At the site of the wreckage of the ill-fated plane, Ade Aboluyrin, commandant general of the Nigeria Security and Civil Defense Corps, told Xinhua "the crashed Bellview Boeing 737 was totally buried after a big explosion late Saturday night,"
"All people on board the plane were dead," he said. "There is no way any one boarding the plane could survive because the whole plane was buried underground."
Amid smoking debris at the site which is a big hole about 25 meters in diameter and 10 meters deep caused by the crash, scores of rescue members, most of them Red Cross members, are busy collecting parts of the dead bodies and moving parts of the ill-fated plane's tail and wings.
Documents, tickets, clothing, as well shoes are scattered everywhere at the site around the hole. Several ambulances were trying but could not get to the site only because there was no motorway.

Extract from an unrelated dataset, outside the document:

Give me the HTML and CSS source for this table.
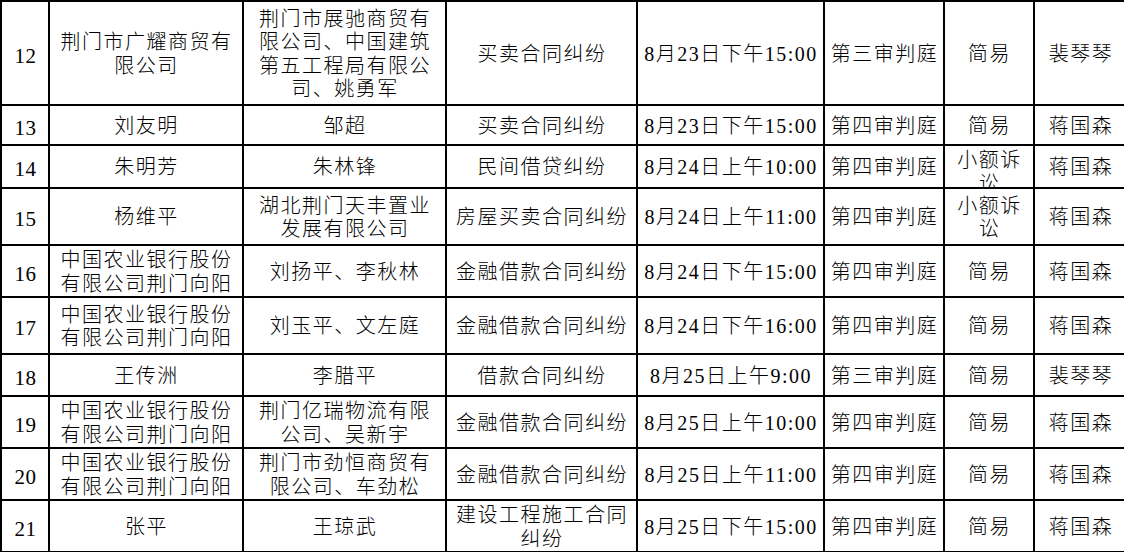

Fidelis Onyeyiri, director general of the Nigerian Civil Aviation Authority, confirmed that there appeared to be no survivors. He said that the plane, manufactured in 1981 and still in serviceable condition, lost contact with control tower shortly after it took off at 8:35 p.m. (1935 GMT) on Saturday en route to Abuja, the capital.
"Our preliminary appraisal suggests that the aircraft might have started stalling after passing flight level 130, lost control, then nosedived into the ground and created a huge crater into which it disappeared," he said.
He told a press conference that the plane may have been struck by lightning before it went down. "The weather was not too bad butthere was lightning. From our experience, an airplane struck by lightning could lose total control. So there is a likelihood of a natural cause."
Nigerian Postmaster General Alhaji Abubakar Musa Argungu was aboard the aircraft, his aide confirmed. It was also said that the plane was carrying a US military officer, and a top official of the Economic Community of West African States and a Nigerian presidential aide. The nationalities of other passengers, however, could not been confirmed so far.
The list of the passengers and crew members were read out earlier in Lagos. Heartbroken women and men yowled and some fainted and fell to the ground when they heard their relatives' names. But the airline's chairman stressed they could not exclude the possibility that some passengers were using other persons' tickets.
Earlier in the day, Adeola Oloko, spokesman for neighboring Oyostate government, said about half the passengers had survived but later withdrew his statement.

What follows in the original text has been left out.